Chouriço à Bombeiro, or Flame Grilled Chouriço, is a very traditional way of flame grilling delicious Portuguese Chouriço sausage. The chouriço is simply placed on top of a small clay cooking vessel called an Assador de Barro, then quickly cooked by the aguardente fueled flames below. The flame grill gives the chouriço a perfect blackened crispy texture. Making this dish is a simple and fun cooking experience perfect for enjoying as a side dish in the summer months.
1 chouriço sausage link
1 clay “Assador de Barro” cooking vessel (If you can’t find this locally then you can always buy on here on Amazon)
1 cup 90% or more clear alcohol (such as grain alcohol)
1) Rinse the chouriço sausage in a bit of water and then pat dry with paper towels. Let it sit until dry.
2) Make small slices in the chouriço with a knife to cook more thoroughly.
3) Place a cup of the high percentage alcohol in the bottom of the cooking vessel.
4) Place the chouriço on top of the cooking vessel and light the alcohol on the bottom of the dish.
5) Let the flames cook the chouriço until it is slightly blackened and crispy.
6) Remove from the cooking vessel once done and slice into pieces. Serve while hot.
Photo Courtesy of Dosopar
What if I do not have the chouriço sausage and clay “Assador de Barro” cooking vessel? I mean can I use other sausages and grilled on any vessel over a gas stove. I would like to know if there is a different by using other flame sources.
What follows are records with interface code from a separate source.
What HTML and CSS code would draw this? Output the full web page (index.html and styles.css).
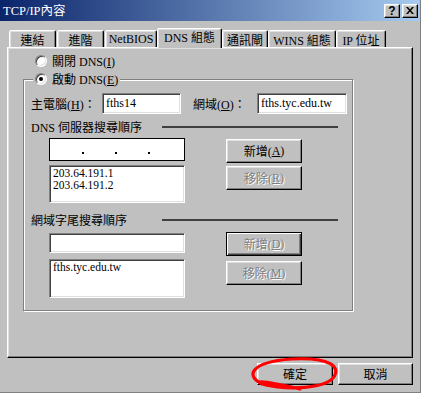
FILE: index.html
```html
<!DOCTYPE html>
<html lang="zh-Hant">
<head>
<meta charset="utf-8">
<title>TCP/IP內容</title>
<link rel="stylesheet" href="styles.css">
</head>
<body>
<div class="window">
  <div class="titlebar">
    <span class="title">TCP/IP內容</span>
    <div class="tbtns">
      <span class="tbtn">?</span>
      <span class="tbtn"><svg width="8" height="7" viewBox="0 0 8 7"><path d="M0 0h2l2 2.5L6 0h2L5 3.5 8 7H6L4 4.5 2 7H0l3-3.5z" fill="#000"/></svg></span>
    </div>
  </div>
  <div class="tabstrip">
    <div class="tab t1">連結</div>
    <div class="tab t2">進階</div>
    <div class="tab t3">NetBIOS</div>
    <div class="tab t4 sel">DNS 組態</div>
    <div class="tab t5">通訊閘</div>
    <div class="tab t6">WINS 組態</div>
    <div class="tab t7">IP 位址</div>
  </div>
  <div class="panel">
    <div class="radio-row"><span class="rb"></span><span>關閉 DNS(<u>I</u>)</span></div>
    <div class="group">
      <div class="legend"><span class="rb on"></span><span>啟動 DNS(<u>E</u>)</span></div>
      <div class="hostrow">
        <span class="lbl-host">主電腦(<u>H</u>)：</span>
        <div class="field f-host">fths14</div>
        <span class="lbl-domain">網域(<u>O</u>)：</span>
        <div class="field f-domain">fths.tyc.edu.tw</div>
      </div>
      <div class="header h1"><span class="htext">DNS 伺服器搜尋順序</span><span class="hline"></span></div>
      <div class="block b1">
        <div class="col c1">
          <div class="ipbox"><span class="dot first"></span><span class="dot"></span><span class="dot"></span></div>
          <div class="field list l1"><div class="li">203.64.191.1</div><div class="li">203.64.191.2</div></div>
        </div>
        <div class="btns bt1">
          <div class="btn">新增(<u>A</u>)</div>
          <div class="btn disabled">移除(<u>R</u>)</div>
        </div>
      </div>
      <div class="header h2"><span class="htext">網域字尾搜尋順序</span><span class="hline"></span></div>
      <div class="block b2">
        <div class="col c2">
          <div class="field sfx"></div>
          <div class="field list l2"><div class="li">fths.tyc.edu.tw</div></div>
        </div>
        <div class="btns bt2">
          <div class="btn def disabled">新增(<u>D</u>)</div>
          <div class="btn disabled">移除(<u>M</u>)</div>
        </div>
      </div>
    </div>
  </div>
  <div class="footer">
    <div class="btn fbtn ok">確定</div>
    <div class="btn fbtn cancel">取消</div>
  </div>
  <svg class="mark" width="100" height="42" viewBox="245 353 100 42">
    <path d="M266 385 C 244 378, 248 362, 292 359 C 330 357, 342 367, 333 378 C 324 388, 290 391, 262 384 C 255 381, 262 380, 300 389" fill="none" stroke="#ff0000" stroke-width="3.2" stroke-linecap="round"/>
  </svg>
</div>
</body>
</html>
```

FILE: styles.css
```css
html, body {
  margin: 0;
  padding: 0;
  background: #c0c0c0;
}
body {
  font-family: "Liberation Serif", "Noto Sans CJK TC", serif;
  font-size: 12px;
  color: #000;
}
u { text-decoration: underline; text-underline-offset: 1px; }

.window {
  width: 421px;
  height: 393px;
  box-sizing: border-box;
  background: #c0c0c0;
  border-right: 1px solid #808080;
  border-bottom: 1px solid #808080;
  display: flex;
  flex-direction: column;
  position: relative;
  overflow: hidden;
}

.titlebar {
  width: 419px;
  height: 21px;
  box-sizing: border-box;
  flex: none;
  background: linear-gradient(to right, #0a246a, #a6caf0);
  display: flex;
  align-items: center;
  padding-left: 3px;
  color: #fff;
}
.title { font-size: 12.5px; line-height: 14px; }
.tbtns {
  margin-left: auto;
  margin-right: 1px;
  display: flex;
  gap: 2px;
}
.tbtn {
  width: 16px;
  height: 14px;
  box-sizing: border-box;
  background: #c0c0c0;
  border: 1px solid;
  border-color: #fff #000 #000 #fff;
  box-shadow: inset -1px -1px #808080, inset 1px 1px #dfdfdf;
  display: flex;
  align-items: center;
  justify-content: center;
  color: #000;
  font: bold 12px "Liberation Sans", sans-serif;
}

.tabstrip {
  height: 26px;
  flex: none;
  display: flex;
  align-items: flex-end;
}
.tab {
  height: 17px;
  box-sizing: border-box;
  border: 1px solid;
  border-bottom: none;
  border-color: #fff #000 transparent #fff;
  border-radius: 2px 2px 0 0;
  box-shadow: inset -1px 0 #808080, inset 1px 1px #dfdfdf;
  background: #c0c0c0;
  display: flex;
  align-items: center;
  justify-content: center;
  padding-top: 1px;
  white-space: nowrap;
}
.tab.sel {
  height: 20px;
  margin-bottom: -1px;
  position: relative;
  z-index: 2;
  padding-top: 0;
  padding-bottom: 3px;
}
.t1 { width: 47px; margin-left: 9px; }
.t2 { width: 47px; margin-left: 1px; }
.t3 { width: 52px; margin-left: 1px; }
.t4 { width: 65px; margin-left: 0; }
.t5 { width: 46px; }
.t6 { width: 68px; }
.t7 { width: 50px; }

.panel {
  width: 406px;
  height: 311px;
  flex: none;
  margin-left: 7px;
  box-sizing: border-box;
  border: 1px solid;
  border-color: #fff #000 #000 #fff;
  box-shadow: inset -1px -1px #808080, inset 1px 1px #dfdfdf;
  padding: 6px 0 0 15px;
  display: flex;
  flex-direction: column;
  align-items: flex-start;
  position: relative;
  z-index: 1;
}

.radio-row {
  display: flex;
  align-items: center;
  height: 14px;
  margin-left: 12px;
}
.rb {
  width: 12px;
  height: 12px;
  flex: none;
  box-sizing: border-box;
  border-radius: 50%;
  background: #fff;
  border: 1px solid;
  border-color: #808080 #fff #fff #808080;
  box-shadow: inset 1px 1px #404040, inset -1px -1px #dfdfdf;
  display: flex;
  align-items: center;
  justify-content: center;
  margin-right: 5px;
}
.rb.on::after {
  content: "";
  width: 4px;
  height: 4px;
  border-radius: 50%;
  background: #000;
}

.group {
  margin-top: 11px;
  width: 330px;
  height: 232px;
  box-sizing: border-box;
  border: 1px solid #808080;
  box-shadow: 1px 1px 0 #fff, inset 1px 1px 0 #fff;
  padding-left: 7px;
  display: flex;
  flex-direction: column;
  align-items: flex-start;
}
.legend {
  margin-top: -8px;
  margin-left: 2px;
  padding: 0 2px;
  height: 14px;
  background: #c0c0c0;
  display: flex;
  align-items: center;
}

.hostrow {
  margin-top: 7px;
  height: 21px;
  display: flex;
  align-items: center;
}
.lbl-host { width: 71px; white-space: nowrap; }
.lbl-domain { width: 64px; margin-left: 12px; white-space: nowrap; }

.field {
  background: #fff;
  box-sizing: border-box;
  border: 1px solid;
  border-color: #808080 #fff #fff #808080;
  box-shadow: inset 1px 1px #404040, inset -1px -1px #dfdfdf;
  padding: 0 2px;
  white-space: nowrap;
}
.f-host, .f-domain {
  height: 21px;
  display: flex;
  align-items: center;
  padding-left: 3px;
}
.f-host { width: 79px; }
.f-domain { width: 90px; }

.header {
  height: 13px;
  display: flex;
  align-items: center;
}
.h1 { margin-top: 6px; }
.h2 { margin-top: 10px; }
.htext { width: 131px; white-space: nowrap; }
.hline {
  width: 176px;
  height: 2px;
  background: #404040;
}

.block {
  display: flex;
  align-items: flex-start;
  margin-left: 18px;
}
.b1 { margin-top: 5px; }
.b2 { margin-top: 6px; }
.col {
  display: flex;
  flex-direction: column;
  width: 136px;
}
.c1 { gap: 4px; }
.c2 { gap: 6px; margin-top: 1px; }

.ipbox {
  height: 23px;
  box-sizing: border-box;
  background: #fff;
  border: 1px solid #000;
  display: flex;
  align-items: flex-end;
  padding-bottom: 6px;
}
.dot {
  width: 2px;
  height: 2px;
  background: #000;
  margin-left: 31px;
}
.dot.first { margin-left: 32px; }

.list {
  padding: 1px 3px 0;
  display: flex;
  flex-direction: column;
}
.li {
  height: 12px;
  line-height: 12px;
  font-size: 11.5px;
}
.l1 { height: 38px; }
.l2 { height: 39px; }
.sfx { height: 20px; }

.btns {
  display: flex;
  flex-direction: column;
  margin-left: 41px;
}
.bt1 { gap: 3px; margin-top: 1px; }
.bt2 { gap: 5px; }

.btn {
  width: 76px;
  height: 24px;
  box-sizing: border-box;
  background: #c0c0c0;
  border: 1px solid;
  border-color: #fff #000 #000 #fff;
  box-shadow: inset -1px -1px #808080, inset 1px 1px #dfdfdf;
  display: flex;
  align-items: center;
  justify-content: center;
  white-space: nowrap;
}
.btn.def {
  border-color: #000;
  box-shadow: inset 1px 1px #fff, inset -1px -1px #404040, inset -2px -2px #808080;
}
.btn.disabled {
  color: #808080;
  text-shadow: 1px 1px 0 #fff;
}

.footer {
  display: flex;
  justify-content: flex-end;
  gap: 5px;
  margin-top: 5px;
  padding-right: 7px;
}
.fbtn { height: 22px; }
.ok { width: 76px; }
.cancel { width: 75px; }

.mark {
  position: absolute;
  left: 245px;
  top: 353px;
  z-index: 5;
}
```
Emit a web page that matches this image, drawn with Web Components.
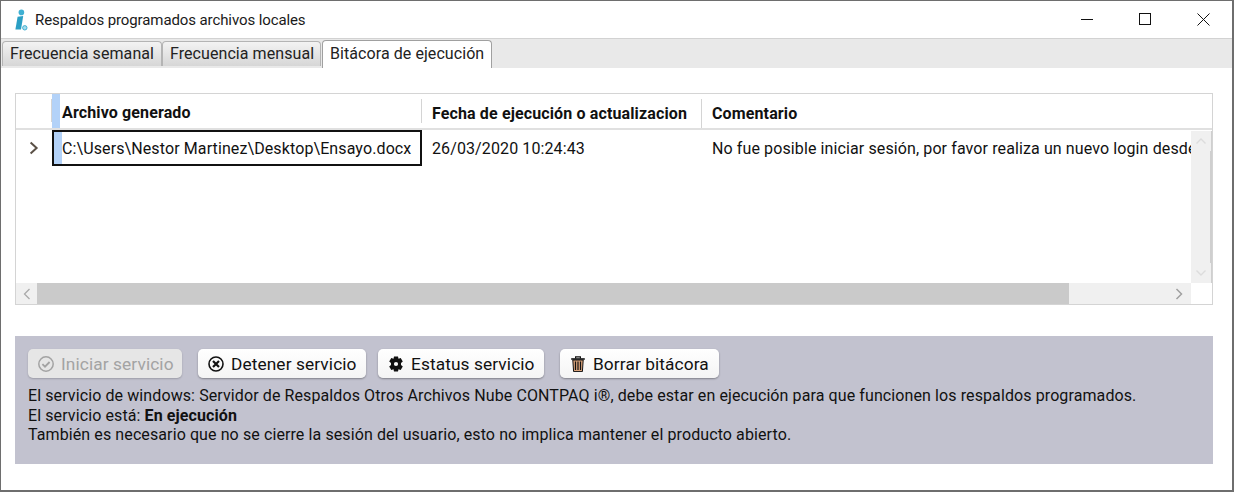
<!DOCTYPE html>
<html lang="es"><head><meta charset="utf-8"><title>Respaldos</title>
<style>
html,body{margin:0;padding:0;background:#fff;}
body{font-family:Roboto,"Liberation Sans",sans-serif;color:#000;width:1234px;height:492px;overflow:hidden;}
</style></head><body>
<app-window>
  <title-bar>Respaldos programados archivos locales</title-bar>
  <tab-strip>
    <tab-item style="width:160px">Frecuencia semanal</tab-item>
    <tab-item style="width:159px">Frecuencia mensual</tab-item>
    <tab-item active style="width:170px">Bitácora de ejecución</tab-item>
  </tab-strip>
  <log-grid></log-grid>
  <service-panel>
    <svc-button disabled icon="check" style="width:154px;margin-right:16px">Iniciar servicio</svc-button>
    <svc-button icon="stop" style="width:168px;margin-right:12px">Detener servicio</svc-button>
    <svc-button icon="gear" style="width:166px;margin-right:16px">Estatus servicio</svc-button>
    <svc-button icon="trash" style="width:159px">Borrar bitácora</svc-button>
    <div slot="text">El servicio de windows: Servidor de Respaldos Otros Archivos Nube CONTPAQ i®, debe estar en ejecución para que funcionen los respaldos programados.</div>
    <div slot="text">El servicio está: <b>En ejecución</b></div>
    <div slot="text">También es necesario que no se cierre la sesión del usuario, esto no implica mantener el producto abierto.</div>
  </service-panel>
</app-window>
<script>
function def(name, html, cls){
  const t=document.createElement('template');t.innerHTML=html;
  customElements.define(name, class extends HTMLElement{
    constructor(){super();this.attachShadow({mode:'open'}).appendChild(t.content.cloneNode(true));}
    connectedCallback(){cls&&cls.call(this);}
  });
}
def('app-window',`<style>:host{display:flex;flex-direction:column;box-sizing:border-box;width:1234px;height:492px;border:1px solid #6e6e6e;border-width:1px 2px 2px 1px;background:#fff;}</style><slot></slot>`);
def('title-bar',`<style>
:host{display:flex;align-items:center;height:37px;flex:none;font-size:15px;color:#1a1a1a;letter-spacing:-.1px}
.logo{width:16px;height:22px;margin-left:12px;margin-right:6px;flex:none}
.t{flex:1}
.c{display:flex;height:100%}
.c span{width:58px;display:flex;align-items:center;justify-content:center}
</style>
<svg class="logo" viewBox="0 0 16 22"><path d="M4.6 7.8l5.6-.8-2.2 13.4-5.6.2z" fill="#2a9fc4"/><circle cx="8.4" cy="3.4" r="2.8" fill="#3fb0d3"/><circle cx="11.8" cy="18.8" r="2.2" fill="#a5dcec" stroke="#3fb0d3" stroke-width="1"/></svg>
<span class="t"><slot></slot></span>
<div class="c">
<span><svg width="13" height="13" viewBox="0 0 13 13"><path d="M0 6.5h12" stroke="#111" fill="none"/></svg></span>
<span><svg width="13" height="13" viewBox="0 0 13 13"><rect x=".5" y=".5" width="11" height="11" stroke="#111" fill="none"/></svg></span>
<span><svg width="13" height="13" viewBox="0 0 13 13"><path d="M.5.5l12 12M12.5.5l-12 12" stroke="#111" fill="none"/></svg></span>
</div>`);
def('tab-strip',`<style>:host{display:flex;align-items:flex-end;height:30px;flex:none;box-sizing:border-box;background:#e9e9e9;border-top:1px solid #d2d2d2;padding-left:1px}</style><slot></slot>`);
def('tab-item',`<style>
:host{display:block;box-sizing:border-box;height:25px;margin-right:0;padding:0 0 0 7px;font-size:16px;line-height:23px;letter-spacing:.07px;color:#222;
background:linear-gradient(#f3f3f3,#d6d6d6);border:1px solid #b4b4b4;border-bottom:0;border-radius:4px 4px 0 0;margin-bottom:2px}
:host([active]){height:28px;line-height:26px;background:#fff;border-color:#a0a0a0;margin-bottom:0;margin-left:1px}
</style><slot></slot>`);
def('log-grid',`<style>
:host{display:grid;grid-template-rows:36px 1fr 21px;grid-template-columns:1fr 21px;box-sizing:border-box;height:212px;margin:25px 19px 0 14px;border:1px solid #d4d4d4;font-size:16px;color:#111;flex:none;letter-spacing:.11px}
.head,.row{display:grid;grid-template-columns:36px 370px 280px 1fr;min-width:0;overflow:hidden}
.head{grid-column:1/3;border-bottom:2px solid #e0e0e0;font-weight:700;letter-spacing:.13px}
.head div{display:flex;align-items:center;padding-left:10px;border-right:1px solid #d4d4d4;margin-top:5px;padding-top:2px;padding-bottom:3px;}
.head div:first-child{padding:0;border:0;margin:0}
.head .a{background:linear-gradient(90deg,#b3d2f8 8px,transparent 8px);margin-top:0;padding-top:3px;padding-bottom:0;position:relative;border-right:0}
.head .a::before{content:"";position:absolute;left:-1px;top:5px;bottom:6px;width:1px;background:#d4d4d4}
.head .a::after{content:"";position:absolute;right:0;top:5px;bottom:5px;width:1px;background:#d4d4d4}
.head .last{border:0}
.row{height:36px;align-items:stretch;white-space:nowrap}
.row>div{display:flex;align-items:center;padding-left:10px;overflow:hidden}
.row .chev{padding:0;justify-content:center}
.row .cur{box-sizing:border-box;border:2px solid #111;padding-left:8px;background:linear-gradient(90deg,#b3d2f8 8px,#fff 8px);background-origin:padding-box;background-clip:padding-box}
.v{grid-row:2;grid-column:2;background:#f0f0f0;display:flex;flex-direction:column;justify-content:space-between;align-items:center;border-right:2px solid #cfcfcf;margin-top:1px;box-sizing:border-box}
.b{display:flex;align-items:center;justify-content:center;height:20px;width:20px;background:#f0f0f0}
.h{grid-row:3;grid-column:1;background:#f0f0f0;display:flex}
.h .l{width:21px;display:flex;align-items:center;justify-content:center;flex:none}
.h .th{width:1032px;background:#cacaca;flex:none}
.h .r{flex:1;display:flex;align-items:center;justify-content:flex-end;padding-right:2px}
.corner{grid-row:3;grid-column:2}
.body{grid-row:2;grid-column:1;min-width:0;overflow:hidden}
</style>
<div class="head"><div></div><div class="a">Archivo generado</div><div>Fecha de ejecución o actualizacion</div><div class="last">Comentario</div></div>
<div class="body"><div class="row">
<div class="chev"><svg width="10" height="14" viewBox="0 0 10 14"><path d="M1.6 1.6L7.6 7l-6 5.4" fill="none" stroke="#5a5046" stroke-width="2"/></svg></div>
<div class="cur"><span>C:\\Users\\Nestor Martinez\\Desktop\\Ensayo.docx</span></div>
<div>26/03/2020 10:24:43</div>
<div>No fue posible iniciar sesión, por favor realiza un nuevo login desde</div>
</div></div>
<div class="v">
<div class="b"><svg width="12" height="8" viewBox="0 0 12 8"><path d="M1.5 6.5l4.5-4.5 4.5 4.5" fill="none" stroke="#dcdcdc" stroke-width="1.4"/></svg></div>
<div class="b"><svg width="12" height="8" viewBox="0 0 12 8"><path d="M1.5 1.5l4.5 4.5 4.5-4.5" fill="none" stroke="#dcdcdc" stroke-width="1.4"/></svg></div>
</div>
<div class="h"><div class="l"><svg width="8" height="12" viewBox="0 0 8 12"><path d="M6.5 1L1.5 6l5 5" fill="none" stroke="#aaa" stroke-width="1.3"/></svg></div><div class="th"></div>
<div class="r"><div class="b"><svg width="8" height="12" viewBox="0 0 8 12"><path d="M1.5 1l5 5-5 5" fill="none" stroke="#a0a0a0" stroke-width="1.5"/></svg></div></div></div>
<div class="corner"></div>`);
def('service-panel',`<style>
:host{display:block;box-sizing:border-box;height:128px;margin:31px 19px 0 14px;background:#c2c2cf;padding:13px 13px 0;font-size:16px;color:#111;flex:none;letter-spacing:.1px}
.btns{display:flex;height:29px;margin-bottom:8px}
.txt{line-height:19.5px}
</style><div class="btns"><slot></slot></div><div class="txt"><slot name="text"></slot></div>`);
const icons={
check:`<svg width="16" height="16" viewBox="0 0 16 16"><circle cx="8" cy="8" r="7.2" fill="none" stroke="#a3a3a3" stroke-width="1.5"/><path d="M4.4 8.1l2.6 2.600 4.600-4.700" fill="none" stroke="#a3a3a3" stroke-width="1.8"/></svg>`,
stop:`<svg width="16" height="16" viewBox="0 0 16 16"><circle cx="8" cy="8" r="7" fill="none" stroke="#111" stroke-width="1.6"/><path d="M5 5l6 6M11 5l-6 6" stroke="#111" stroke-width="2.2" fill="none"/></svg>`,
gear:`<svg width="16" height="16" viewBox="0 0 16 16"><path fill="#111" fill-rule="evenodd" d="M6 .4h4l.5 2.300 2.200-.8 2.100 3.500L13 7v2l1.800 1.600-2.100 3.500-2.200-.8-.5 2.300H6l-.5-2.300-2.200.8-2.100-3.500L3 9V7L1.200 5.400l2.100-3.500 2.200.8zM8 5.900a2.100 2.100 0 100 4.200 2.100 2.100 0 000-4.200z"/></svg>`,
trash:`<svg width="16" height="16" viewBox="0 0 16 16"><path d="M5.600 2.400V.9h4.800v1.500" fill="none" stroke="#111" stroke-width="1.200"/><path d="M1.200 3h13.600" stroke="#111" stroke-width="1.600"/><path d="M2.800 4h10.400l-.8 11.600H3.600z" fill="#d9a27a" stroke="#111" stroke-width="1"/><path d="M5.500 5.500v8.500M8 5.500v8.500M10.500 5.500v8.500" stroke="#111" stroke-width="1.200"/></svg>`};
def('svc-button',`<style>
:host{display:flex;align-items:center;box-sizing:border-box;height:29px;padding:0 0 0 10px;gap:7px;font-size:17.3px;background:linear-gradient(#fff,#f4f4f4);border-radius:5px;box-shadow:0 1px 2px rgba(0,0,0,.35);color:#111;white-space:nowrap;flex:none}
:host([disabled]){background:#e6e6e6;color:#a3a3a3;box-shadow:0 1px 2px rgba(0,0,0,.2)}
.i{display:flex;width:16px;height:16px;flex:none}
</style><span class="i"></span><slot></slot>`,function(){this.shadowRoot.querySelector('.i').innerHTML=icons[this.getAttribute('icon')];});
</script>
</body></html>
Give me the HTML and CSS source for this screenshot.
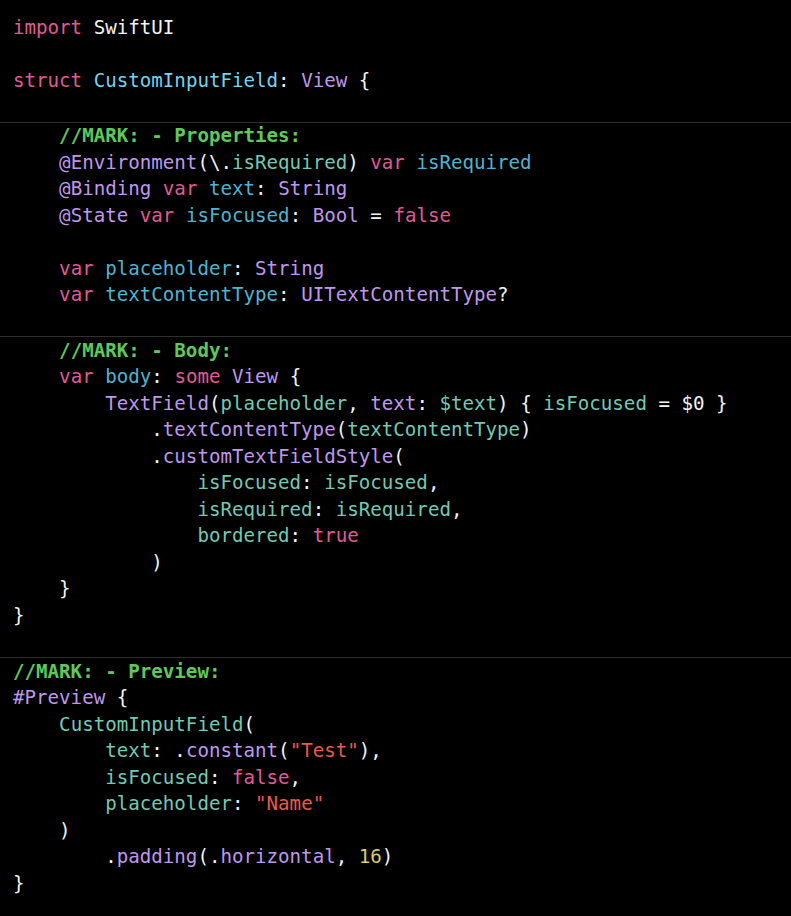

You can certainly use other sausages and cooking methods if you like, but in this dish the Chouriço is meant to be engulfed by the flames in order to fully surround the sausage with a crispy blackened sear. You can cook Chouriço in just about any method, and the clay cooking vessel can utilize its flame engulfing method with just about any sausage as far as I am aware.
Thanks for the explanation. I love sausage and will try to use the type of sausage I can get it locally.